The approach to both strategies are different as deliberate strategy is more predictable and can show immediate results while emergent strategies may not always show huge value or huge margins. Also many of these may fail. So often companies give up opportunities for emergent strategies and choose to pursue the more predictable big opportunities. This will bring immediate success but eventually as stable businesses dry up, they may find they have missed the bus on the next big thing. On the other hand companies may miss opportunities to scale by not converting an emergent strategy into a deliberate strategy in the right time. The deliberate strategy approach is to come up with assumptions, and then come up with a projection of value, decide on investment and steps to achieve and execute. The emergent strategy approach on the other hand is decide on target, identify assumptions that need to be true to achieve the target and create a plan to test out the assumptions. Big investment in the idea will only happen once the assumptions have been tested.

A non business personal example comes to my mind - my business as a fiction writer. Say I decide to write a campus romance or a crime thriller that are known to have good markets and I also have demonstrated competence in writing these well as demonstrated through sales of my earlier books in this genres, then I can confidently decide to spend 6 months writing the book and then put my money in editing, cover design, printing of copies and promotions.
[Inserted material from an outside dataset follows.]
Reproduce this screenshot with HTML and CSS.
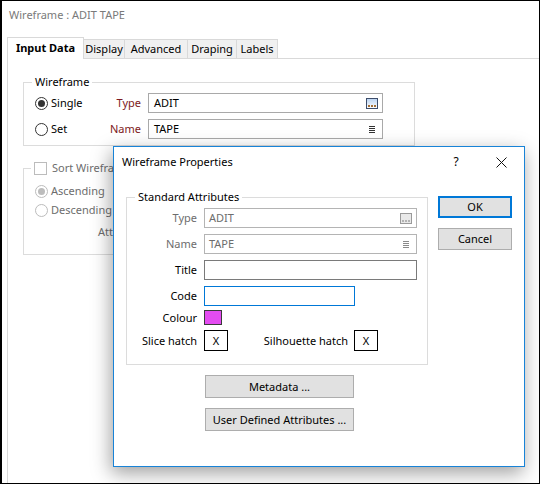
FILE: index.html
```html
<!DOCTYPE html>
<html lang="en">
<head>
<meta charset="utf-8">
<title>Wireframe : ADIT TAPE</title>
<link rel="stylesheet" href="styles.css">
</head>
<body>
<div class="window">
  <div class="win-title">Wireframe : ADIT TAPE</div>
  <div class="tabs">
    <div class="tab tab-input active">Input Data</div>
    <div class="tab tab-display">Display</div>
    <div class="tab tab-advanced">Advanced</div>
    <div class="tab tab-draping">Draping</div>
    <div class="tab tab-labels">Labels</div>
  </div>
  <div class="panel">
    <div class="group group-wf">
      <span class="legend">Wireframe</span>
      <div class="wf-row">
        <span class="opt"><span class="radio on"></span>Single</span>
        <span class="flabel">Type</span>
        <div class="textbox tb-main">
          <span class="tb-text">ADIT</span>
          <svg class="ico-browse" width="12" height="11" viewBox="0 0 12 11">
            <defs><linearGradient id="bg1" x1="0" y1="0" x2="0" y2="1"><stop offset="0" stop-color="#b9d2f0"/><stop offset="1" stop-color="#ffffff"/></linearGradient></defs>
            <rect x="0.5" y="0.5" width="11" height="10" fill="url(#bg1)" stroke="#3d4d6b"/>
            <rect x="2" y="7" width="2" height="2" fill="#a26f36"/>
            <rect x="5" y="7" width="2" height="2" fill="#a26f36"/>
            <rect x="8" y="7" width="2" height="2" fill="#a26f36"/>
          </svg>
        </div>
      </div>
      <div class="wf-row">
        <span class="opt"><span class="radio"></span>Set</span>
        <span class="flabel">Name</span>
        <div class="textbox tb-main">
          <span class="tb-text">TAPE</span>
          <svg class="ico-list" width="6" height="7" viewBox="0 0 6 7">
            <rect x="0" y="0" width="6" height="1" fill="#333"/>
            <rect x="0" y="2" width="6" height="1" fill="#333"/>
            <rect x="0" y="4" width="6" height="1" fill="#333"/>
            <rect x="0" y="6" width="6" height="1" fill="#333"/>
          </svg>
        </div>
      </div>
    </div>

    <div class="group group-sort">
      <span class="legend legend-check"><span class="check"></span>Sort Wireframes</span>
      <div class="sort-row"><span class="radio dis on"></span>Ascending</div>
      <div class="sort-row"><span class="radio dis"></span>Descending</div>
      <div class="sort-row att">Attribute</div>
    </div>
  </div>

  <div class="dialog">
    <div class="dlg-titlebar">
      <span class="dlg-title">Wireframe Properties</span>
      <span class="dlg-help">?</span>
      <span class="dlg-close">
        <svg width="11" height="11" viewBox="0 0 11 11"><path d="M0.5 0.5 L10.5 10.5 M10.5 0.5 L0.5 10.5" stroke="#111" stroke-width="1" fill="none"/></svg>
      </span>
    </div>
    <div class="dlg-body">
      <div class="dlg-main">
        <div class="group group-std">
          <span class="legend">Standard Attributes</span>
          <div class="std-row">
            <span class="slabel dim">Type</span>
            <div class="textbox tb-dis tb-wide">
              <span class="tb-text">ADIT</span>
              <svg class="ico-browse" width="12" height="11" viewBox="0 0 12 11">
                <rect x="0.5" y="0.5" width="11" height="10" fill="#e9e9e9" stroke="#9a9a9a"/>
                <rect x="2" y="7" width="2" height="2" fill="#b3b3b3"/>
                <rect x="5" y="7" width="2" height="2" fill="#b3b3b3"/>
                <rect x="8" y="7" width="2" height="2" fill="#b3b3b3"/>
              </svg>
            </div>
          </div>
          <div class="std-row">
            <span class="slabel dim">Name</span>
            <div class="textbox tb-dis tb-wide">
              <span class="tb-text">TAPE</span>
              <svg class="ico-list ico-list-dis" width="6" height="7" viewBox="0 0 6 7">
                <rect x="0" y="0" width="6" height="1" fill="#8a8a8a"/>
                <rect x="0" y="2" width="6" height="1" fill="#8a8a8a"/>
                <rect x="0" y="4" width="6" height="1" fill="#8a8a8a"/>
                <rect x="0" y="6" width="6" height="1" fill="#8a8a8a"/>
              </svg>
            </div>
          </div>
          <div class="std-row">
            <span class="slabel">Title</span>
            <div class="textbox tb-edit tb-wide"></div>
          </div>
          <div class="std-row">
            <span class="slabel">Code</span>
            <div class="textbox tb-focus tb-code"></div>
          </div>
          <div class="std-row row-colour">
            <span class="slabel">Colour</span>
            <span class="swatch"></span>
          </div>
          <div class="std-row row-hatch">
            <span class="slabel">Slice hatch</span>
            <span class="hatch">X</span>
            <span class="sil">
              <span class="sil-label">Silhouette hatch</span>
              <span class="hatch">X</span>
            </span>
          </div>
        </div>
        <div class="btn btn-wide btn-meta">Metadata ...</div>
        <div class="btn btn-wide btn-uda">User Defined Attributes ...</div>
      </div>
      <div class="dlg-side">
        <div class="btn btn-side btn-default">OK</div>
        <div class="btn btn-side btn-cancel">Cancel</div>
      </div>
    </div>
  </div>
</div>
</body>
</html>
```

FILE: styles.css
```css
html, body {
  margin: 0;
  padding: 0;
  background: #ffffff;
}

body {
  font-family: "Noto Sans", "Open Sans", sans-serif;
  font-size: 11px;
  line-height: 16px;
  color: #000000;
}

.window {
  position: relative;
  width: 540px;
  height: 484px;
  box-sizing: border-box;
  border: 1px solid #000000;
  border-left-width: 2px;
  background: #ffffff;
  overflow: hidden;
  display: flex;
  flex-direction: column;
}

.win-title {
  height: 36px;
  box-sizing: border-box;
  padding: 6px 0 0 7px;
  color: #7a7a7a;
}

/* Tabs */
.tabs {
  margin-left: 5px;
  height: 21px;
  border-bottom: 1px solid #d9d9d9;
  display: flex;
  align-items: flex-end;
}

.tab {
  box-sizing: border-box;
  height: 19px;
  border-top: 1px solid #d9d9d9;
  border-right: 1px solid #d9d9d9;
  background: #f0f0f0;
  text-align: center;
  line-height: 17px;
}

.tab.active {
  height: 22px;
  margin-bottom: -1px;
  border-left: 1px solid #d9d9d9;
  background: #ffffff;
  font-weight: bold;
  line-height: 19px;
}

.tab-input { width: 77px; }
.tab-display { width: 41px; }
.tab-advanced { width: 63px; }
.tab-draping { width: 49px; }
.tab-labels { width: 41px; }

/* Panel */
.panel {
  flex: 1;
  margin-left: 5px;
  border-left: 1px solid #d9d9d9;
  padding: 23px 0 0 15px;
}

.group {
  position: relative;
  box-sizing: border-box;
  border: 1px solid #dcdcdc;
}

.legend {
  position: absolute;
  top: -9px;
  left: 8px;
  padding: 0 3px;
  background: #ffffff;
  line-height: 16px;
  white-space: nowrap;
}

.group-wf {
  width: 392px;
  padding: 10px 0 6px 11px;
}

.wf-row {
  display: flex;
  align-items: center;
  height: 20px;
}

.wf-row + .wf-row {
  margin-top: 6px;
}

.opt {
  width: 70px;
  display: flex;
  align-items: center;
}

.radio {
  width: 13px;
  height: 13px;
  box-sizing: border-box;
  border: 1px solid #333333;
  border-radius: 50%;
  margin-right: 3px;
  display: inline-flex;
  align-items: center;
  justify-content: center;
  flex: none;
}

.radio.on::after {
  content: "";
  width: 7px;
  height: 7px;
  border-radius: 50%;
  background: #333333;
}

.radio.dis {
  border-color: #bcbcbc;
}

.radio.dis.on::after {
  background: #bcbcbc;
}

.flabel {
  width: 36px;
  text-align: right;
  margin-right: 7px;
  color: #7d1a22;
}

.textbox {
  box-sizing: border-box;
  height: 20px;
  border: 1px solid #a9a9a9;
  background: #ffffff;
  display: flex;
  align-items: center;
  padding-left: 5px;
}

.tb-main {
  width: 235px;
  padding-right: 4px;
}

.tb-text {
  flex: 1;
}

.ico-browse {
  display: block;
  margin-top: 1px;
}

.ico-list {
  display: block;
  margin-right: 3px;
  margin-top: 1px;
}

/* Sort group */
.group-sort {
  width: 392px;
  margin-top: 22px;
  padding: 14px 0 14px 11px;
  color: #6d6d6d;
}

.legend-check {
  left: 7px;
  display: flex;
  align-items: center;
}

.check {
  width: 13px;
  height: 13px;
  box-sizing: border-box;
  border: 1px solid #bcbcbc;
  margin-right: 5px;
  background: #ffffff;
}

.sort-row {
  display: flex;
  align-items: center;
  height: 16px;
}

.sort-row + .sort-row {
  margin-top: 3px;
}

.sort-row.att {
  margin-top: 6px;
  padding-left: 63px;
}

/* Dialog */
.dialog {
  position: absolute;
  left: 111px;
  top: 145px;
  width: 412px;
  height: 321px;
  box-sizing: border-box;
  border: 1px solid #1883d7;
  background: #ffffff;
  box-shadow: -2px 6px 18px rgba(0, 0, 0, 0.38);
}

.dlg-titlebar {
  height: 30px;
  display: flex;
  align-items: center;
}

.dlg-title {
  flex: 1;
  padding-left: 8px;
}

.dlg-help {
  width: 44px;
  text-align: center;
  font-size: 12px;
}

.dlg-close {
  width: 46px;
  display: flex;
  justify-content: center;
  align-items: center;
}

.dlg-close svg {
  display: block;
}

.dlg-body {
  display: flex;
  padding: 20px 0 0 12px;
}

.dlg-main {
  width: 302px;
}

.group-std {
  width: 302px;
  padding: 10px 0 13px 0;
}

.std-row {
  display: flex;
  align-items: center;
  height: 20px;
}

.std-row + .std-row {
  margin-top: 6px;
}

.std-row.row-colour {
  margin-top: 4px;
  height: 15px;
}

.std-row.row-hatch {
  margin-top: 5px;
  height: 21px;
}

.slabel {
  width: 70px;
  text-align: right;
  margin-right: 7px;
  flex: none;
}

.slabel.dim {
  color: #6d6d6d;
}

.tb-dis {
  border-color: #b4b4b4;
  color: #6d6d6d;
  padding-left: 4px;
  padding-right: 4px;
}

.tb-wide {
  width: 213px;
}

.tb-edit {
  border-color: #7a7a7a;
}

.tb-focus {
  border-color: #0078d7;
}

.tb-code {
  width: 151px;
}

.swatch {
  width: 18px;
  height: 15px;
  box-sizing: border-box;
  border: 1px solid #3a3a3a;
  background: #e44cf1;
}

.hatch {
  width: 24px;
  height: 21px;
  box-sizing: border-box;
  border: 1px solid #000000;
  display: flex;
  align-items: center;
  justify-content: center;
  flex: none;
}

.sil {
  width: 150px;
  display: flex;
  align-items: center;
  justify-content: flex-end;
}

.sil-label {
  margin-right: 6px;
}

.btn {
  box-sizing: border-box;
  background: #e1e1e1;
  border: 1px solid #adadad;
  display: flex;
  align-items: center;
  justify-content: center;
}

.btn-wide {
  width: 149px;
  height: 23px;
  margin-left: 79px;
}

.btn-meta {
  margin-top: 10px;
}

.btn-uda {
  margin-top: 10px;
}

.dlg-side {
  margin-left: 10px;
  margin-top: -1px;
}

.btn-side {
  width: 74px;
  height: 22px;
}

.btn-default {
  border: 2px solid #0078d7;
}

.btn-cancel {
  margin-top: 10px;
}
```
On the other hand, if I want to try something new such as horror, then I don't know if Indian will like it or not. I also wouldn't know about my own competence in writing the same. So I would first like to first come up with a hypothesis as to who will read horror - maybe college students or middle aged home makers or retirees. Also me being able to write horror itself is an assumption. As is me being able to write horror of required length. I should design strategies to test whether I can write horror without exposing me to readership targets and in parallel test the interest of the identified segments in horror genre maybe by checking their reception of more established horror authors. If the identified segment say college students show no interest I would try again with another segment says middle aged home makers. Similarly if I find I am not writing competently enough, I change what I write from say paranormal horror to psychological horror. Once the match is found between my abilities and the reader preferences, then I need to move at speed to capture the market by investing my time and money shifting to deliberate strategy.  And then over time reader preferences may shift or I may run out of newer themes in the genre. So, I have to be on the look out for other emergent themes such as say mythological fantasy and do the whole emergent strategy testing again.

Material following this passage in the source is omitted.